◆ LISTED RECORDS:
= = = = = = =

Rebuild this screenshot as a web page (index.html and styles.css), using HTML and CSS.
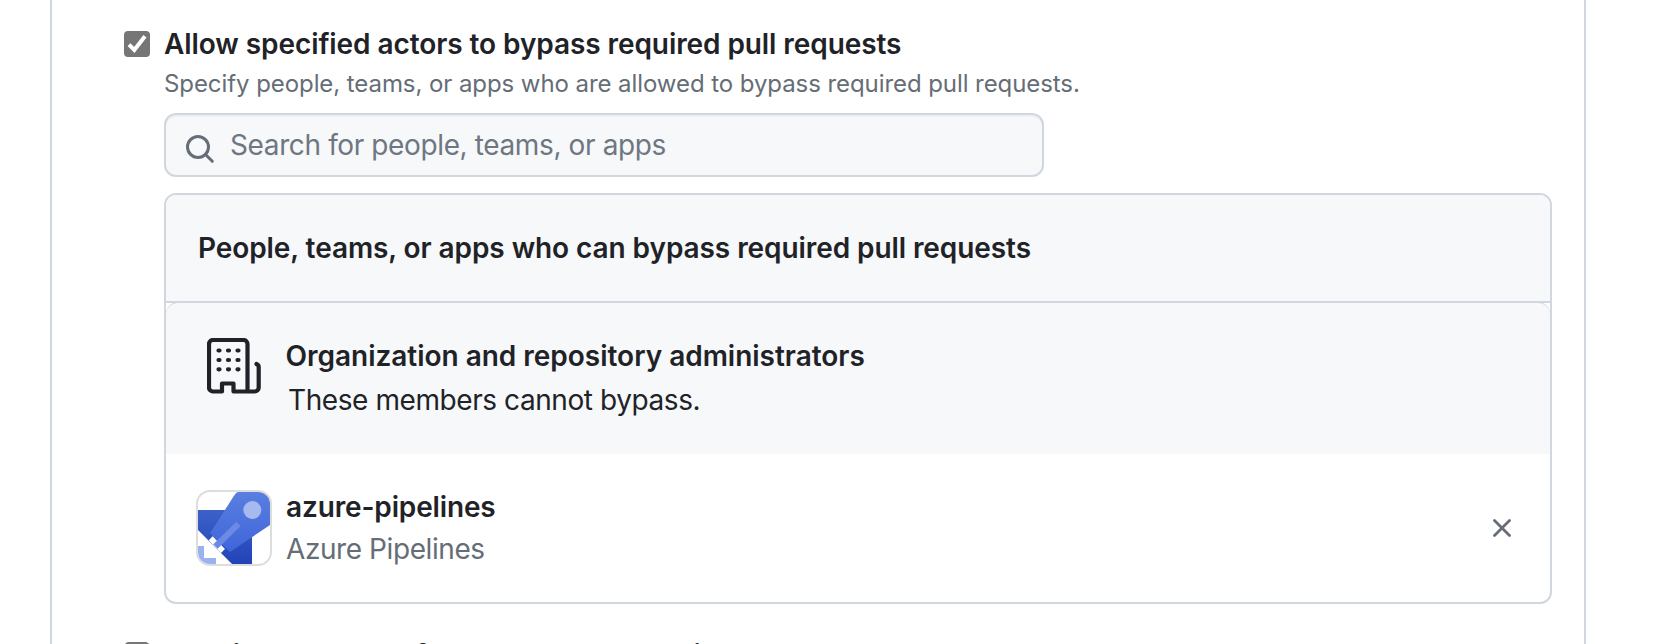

= = = = = = =

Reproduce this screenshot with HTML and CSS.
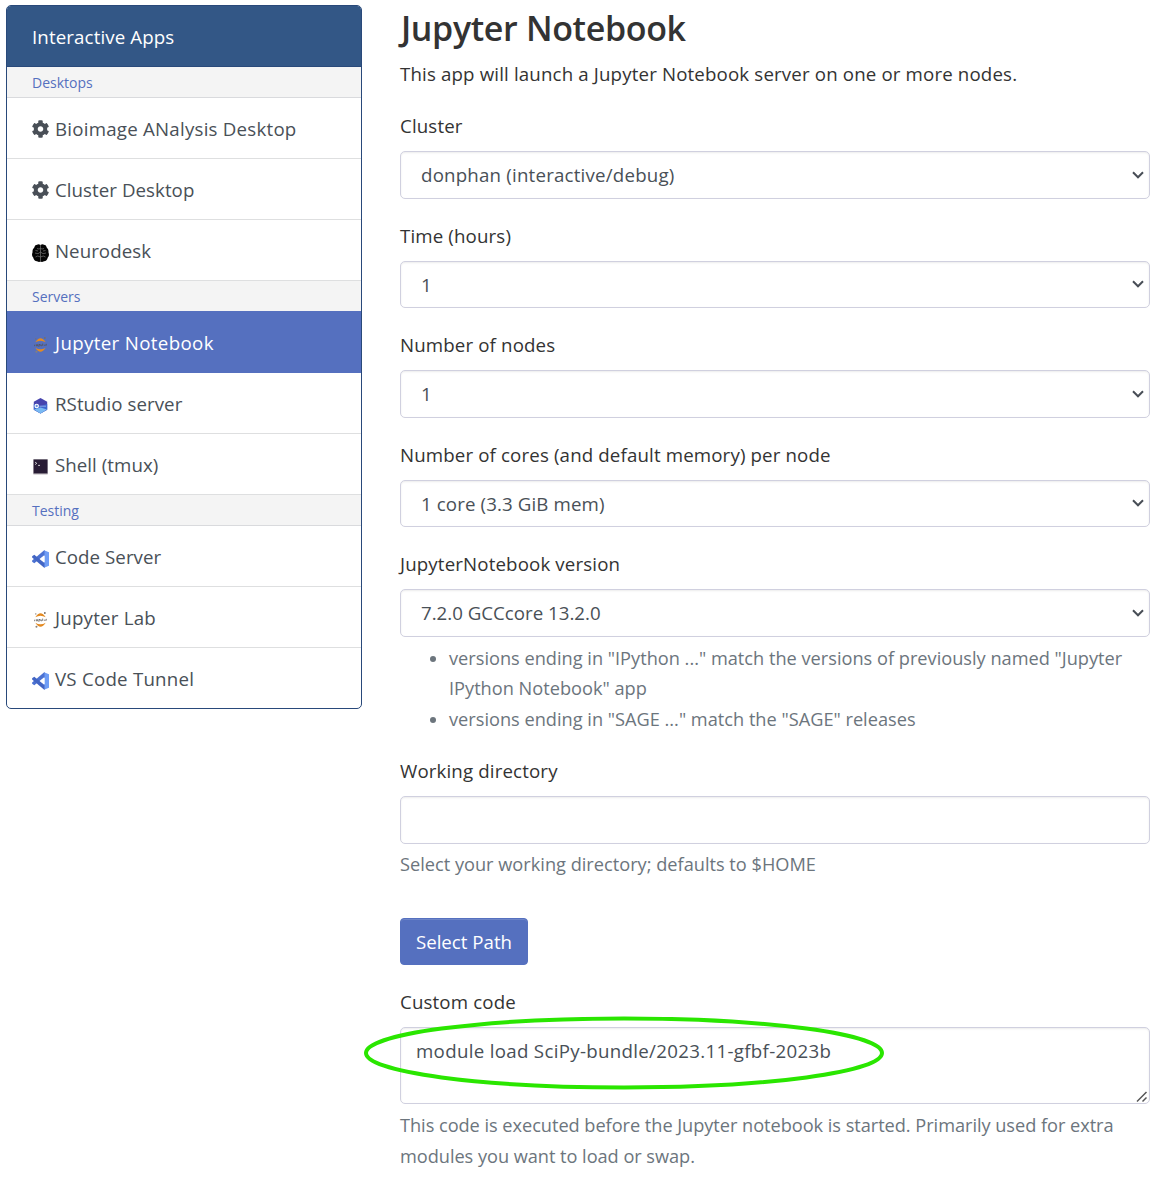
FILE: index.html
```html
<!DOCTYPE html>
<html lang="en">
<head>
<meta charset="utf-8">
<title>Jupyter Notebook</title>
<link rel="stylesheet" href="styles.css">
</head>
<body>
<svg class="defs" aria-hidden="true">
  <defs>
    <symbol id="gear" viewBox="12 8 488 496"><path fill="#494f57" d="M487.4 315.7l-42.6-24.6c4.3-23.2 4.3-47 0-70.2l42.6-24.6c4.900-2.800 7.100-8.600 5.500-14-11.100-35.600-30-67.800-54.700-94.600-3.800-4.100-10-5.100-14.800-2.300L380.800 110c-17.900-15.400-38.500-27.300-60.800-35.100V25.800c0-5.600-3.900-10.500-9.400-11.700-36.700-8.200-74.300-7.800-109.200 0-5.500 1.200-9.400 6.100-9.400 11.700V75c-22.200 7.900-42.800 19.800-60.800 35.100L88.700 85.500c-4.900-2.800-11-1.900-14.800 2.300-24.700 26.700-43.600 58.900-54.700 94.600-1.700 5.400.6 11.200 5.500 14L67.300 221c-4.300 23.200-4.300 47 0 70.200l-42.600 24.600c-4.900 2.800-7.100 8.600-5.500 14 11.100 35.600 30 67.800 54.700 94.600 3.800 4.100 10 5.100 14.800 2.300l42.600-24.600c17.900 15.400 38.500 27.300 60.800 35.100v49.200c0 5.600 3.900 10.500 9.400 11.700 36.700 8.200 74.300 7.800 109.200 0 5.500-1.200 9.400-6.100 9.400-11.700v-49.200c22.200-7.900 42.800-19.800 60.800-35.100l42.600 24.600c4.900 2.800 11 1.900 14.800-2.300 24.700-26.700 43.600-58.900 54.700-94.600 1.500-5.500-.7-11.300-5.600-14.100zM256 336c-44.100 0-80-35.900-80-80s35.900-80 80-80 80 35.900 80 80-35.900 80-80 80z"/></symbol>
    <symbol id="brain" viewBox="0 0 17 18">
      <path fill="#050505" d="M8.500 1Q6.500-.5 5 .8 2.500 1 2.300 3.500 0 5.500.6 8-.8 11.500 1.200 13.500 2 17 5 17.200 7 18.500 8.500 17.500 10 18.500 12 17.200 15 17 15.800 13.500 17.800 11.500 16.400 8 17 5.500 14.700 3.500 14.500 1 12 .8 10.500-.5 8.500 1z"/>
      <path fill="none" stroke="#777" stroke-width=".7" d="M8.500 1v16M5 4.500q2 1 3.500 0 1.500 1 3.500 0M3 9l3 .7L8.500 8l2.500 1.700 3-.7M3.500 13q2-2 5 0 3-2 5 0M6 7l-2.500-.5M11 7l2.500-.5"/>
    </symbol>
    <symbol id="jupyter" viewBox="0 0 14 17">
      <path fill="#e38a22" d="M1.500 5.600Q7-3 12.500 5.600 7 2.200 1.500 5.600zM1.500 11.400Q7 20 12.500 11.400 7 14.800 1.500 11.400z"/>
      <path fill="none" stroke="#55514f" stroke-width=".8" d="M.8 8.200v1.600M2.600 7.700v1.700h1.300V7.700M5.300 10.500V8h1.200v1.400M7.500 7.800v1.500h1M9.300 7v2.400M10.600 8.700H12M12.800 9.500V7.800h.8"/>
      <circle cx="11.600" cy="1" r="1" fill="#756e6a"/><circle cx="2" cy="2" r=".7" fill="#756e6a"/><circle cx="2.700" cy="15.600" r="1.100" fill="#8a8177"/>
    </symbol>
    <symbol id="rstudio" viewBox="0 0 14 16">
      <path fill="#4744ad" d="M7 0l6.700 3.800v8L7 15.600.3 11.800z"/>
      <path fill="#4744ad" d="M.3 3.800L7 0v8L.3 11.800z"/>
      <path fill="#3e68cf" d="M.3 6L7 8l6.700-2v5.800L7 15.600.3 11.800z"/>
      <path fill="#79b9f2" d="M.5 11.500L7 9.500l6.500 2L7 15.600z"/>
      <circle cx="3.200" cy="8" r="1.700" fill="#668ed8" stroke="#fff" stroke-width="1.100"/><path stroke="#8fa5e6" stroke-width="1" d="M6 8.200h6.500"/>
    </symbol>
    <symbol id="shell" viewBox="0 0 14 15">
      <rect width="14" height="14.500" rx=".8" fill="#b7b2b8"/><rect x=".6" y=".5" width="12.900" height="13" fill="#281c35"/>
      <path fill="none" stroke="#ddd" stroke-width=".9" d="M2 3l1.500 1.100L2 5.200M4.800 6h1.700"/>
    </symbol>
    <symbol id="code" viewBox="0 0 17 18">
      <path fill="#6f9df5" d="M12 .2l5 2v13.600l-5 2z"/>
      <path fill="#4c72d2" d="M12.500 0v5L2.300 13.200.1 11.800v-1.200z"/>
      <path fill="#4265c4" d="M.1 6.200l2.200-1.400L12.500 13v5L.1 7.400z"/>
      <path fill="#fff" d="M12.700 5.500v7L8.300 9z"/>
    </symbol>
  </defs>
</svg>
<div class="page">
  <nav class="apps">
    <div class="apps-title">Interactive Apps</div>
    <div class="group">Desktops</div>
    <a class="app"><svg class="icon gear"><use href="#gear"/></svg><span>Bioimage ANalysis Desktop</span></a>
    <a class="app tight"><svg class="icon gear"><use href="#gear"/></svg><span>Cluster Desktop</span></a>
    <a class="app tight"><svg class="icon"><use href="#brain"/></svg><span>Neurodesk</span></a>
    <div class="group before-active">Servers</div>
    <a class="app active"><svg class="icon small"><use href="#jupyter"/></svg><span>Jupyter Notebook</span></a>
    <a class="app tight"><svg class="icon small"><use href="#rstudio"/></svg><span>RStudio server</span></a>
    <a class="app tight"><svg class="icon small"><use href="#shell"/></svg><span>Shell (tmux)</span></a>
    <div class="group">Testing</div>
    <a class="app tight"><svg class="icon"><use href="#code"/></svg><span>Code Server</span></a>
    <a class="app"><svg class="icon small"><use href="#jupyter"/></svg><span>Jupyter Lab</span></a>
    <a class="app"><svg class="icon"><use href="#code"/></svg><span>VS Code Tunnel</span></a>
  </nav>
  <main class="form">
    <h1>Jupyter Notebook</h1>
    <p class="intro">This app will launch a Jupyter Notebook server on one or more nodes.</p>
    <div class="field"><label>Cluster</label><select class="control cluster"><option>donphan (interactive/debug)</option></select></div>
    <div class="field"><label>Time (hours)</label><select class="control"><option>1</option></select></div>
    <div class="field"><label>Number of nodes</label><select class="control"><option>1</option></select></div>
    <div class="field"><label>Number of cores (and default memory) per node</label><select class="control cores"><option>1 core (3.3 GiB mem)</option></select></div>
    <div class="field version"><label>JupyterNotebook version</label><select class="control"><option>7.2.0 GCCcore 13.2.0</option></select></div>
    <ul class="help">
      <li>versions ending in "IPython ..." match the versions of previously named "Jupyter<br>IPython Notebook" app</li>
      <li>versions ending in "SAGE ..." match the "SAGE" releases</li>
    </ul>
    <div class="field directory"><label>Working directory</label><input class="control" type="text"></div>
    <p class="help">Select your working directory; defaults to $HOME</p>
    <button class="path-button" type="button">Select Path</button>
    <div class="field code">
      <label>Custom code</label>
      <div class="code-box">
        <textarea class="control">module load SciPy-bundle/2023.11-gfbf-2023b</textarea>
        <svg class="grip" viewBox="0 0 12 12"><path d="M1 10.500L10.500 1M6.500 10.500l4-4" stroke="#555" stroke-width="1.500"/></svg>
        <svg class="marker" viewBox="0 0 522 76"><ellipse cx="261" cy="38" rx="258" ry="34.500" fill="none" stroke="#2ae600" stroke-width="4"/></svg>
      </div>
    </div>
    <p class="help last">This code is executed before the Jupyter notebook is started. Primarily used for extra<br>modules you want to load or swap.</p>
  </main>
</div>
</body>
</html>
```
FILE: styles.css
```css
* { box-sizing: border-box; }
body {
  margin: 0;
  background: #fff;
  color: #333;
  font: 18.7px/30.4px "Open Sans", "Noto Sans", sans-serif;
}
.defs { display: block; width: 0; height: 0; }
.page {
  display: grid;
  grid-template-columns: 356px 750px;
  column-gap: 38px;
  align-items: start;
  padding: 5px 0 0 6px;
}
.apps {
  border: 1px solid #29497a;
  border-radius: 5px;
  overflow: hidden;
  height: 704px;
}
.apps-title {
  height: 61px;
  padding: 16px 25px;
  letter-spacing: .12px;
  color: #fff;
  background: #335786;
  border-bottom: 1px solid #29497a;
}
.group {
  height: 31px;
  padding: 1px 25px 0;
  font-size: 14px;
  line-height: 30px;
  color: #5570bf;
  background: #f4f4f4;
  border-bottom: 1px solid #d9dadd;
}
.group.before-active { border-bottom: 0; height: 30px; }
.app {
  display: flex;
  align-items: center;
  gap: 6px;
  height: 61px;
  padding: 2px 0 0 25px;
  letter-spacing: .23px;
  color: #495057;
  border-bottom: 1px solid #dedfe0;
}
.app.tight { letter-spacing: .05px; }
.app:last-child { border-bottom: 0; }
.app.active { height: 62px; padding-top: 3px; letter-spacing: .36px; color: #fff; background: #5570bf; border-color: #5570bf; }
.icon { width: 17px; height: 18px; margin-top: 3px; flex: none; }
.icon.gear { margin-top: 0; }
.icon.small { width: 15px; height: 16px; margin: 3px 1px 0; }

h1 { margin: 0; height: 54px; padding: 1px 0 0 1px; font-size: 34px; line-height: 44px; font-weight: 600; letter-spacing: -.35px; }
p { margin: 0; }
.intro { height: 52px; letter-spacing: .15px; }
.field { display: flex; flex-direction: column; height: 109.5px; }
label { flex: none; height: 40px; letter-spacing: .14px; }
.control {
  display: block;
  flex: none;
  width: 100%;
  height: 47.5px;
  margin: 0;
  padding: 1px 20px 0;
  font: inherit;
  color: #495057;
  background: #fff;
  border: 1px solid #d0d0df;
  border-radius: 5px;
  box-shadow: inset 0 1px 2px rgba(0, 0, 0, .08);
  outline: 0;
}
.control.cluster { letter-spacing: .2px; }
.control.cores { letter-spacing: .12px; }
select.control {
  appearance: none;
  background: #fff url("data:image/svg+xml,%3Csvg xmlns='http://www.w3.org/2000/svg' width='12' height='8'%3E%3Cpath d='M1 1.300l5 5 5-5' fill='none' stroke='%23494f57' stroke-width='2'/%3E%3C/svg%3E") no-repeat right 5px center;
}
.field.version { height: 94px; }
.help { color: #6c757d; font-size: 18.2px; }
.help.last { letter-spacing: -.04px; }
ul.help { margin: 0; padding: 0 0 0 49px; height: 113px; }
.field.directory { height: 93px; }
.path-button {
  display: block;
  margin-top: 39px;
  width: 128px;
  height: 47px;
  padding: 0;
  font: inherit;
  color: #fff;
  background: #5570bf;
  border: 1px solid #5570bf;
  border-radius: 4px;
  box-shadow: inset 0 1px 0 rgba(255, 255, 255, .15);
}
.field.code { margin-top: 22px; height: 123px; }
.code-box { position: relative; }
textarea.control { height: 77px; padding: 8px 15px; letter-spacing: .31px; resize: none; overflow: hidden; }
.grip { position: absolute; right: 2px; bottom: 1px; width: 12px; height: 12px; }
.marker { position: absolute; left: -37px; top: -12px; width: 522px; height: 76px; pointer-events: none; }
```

= = = = = = =

Check each line of the records for the word "screenshot", and show the lines that contain it.

◆ WRITTEN SOLUTION:
Rebuild this screenshot as a web page (index.html and styles.css), using HTML and CSS.
Reproduce this screenshot with HTML and CSS.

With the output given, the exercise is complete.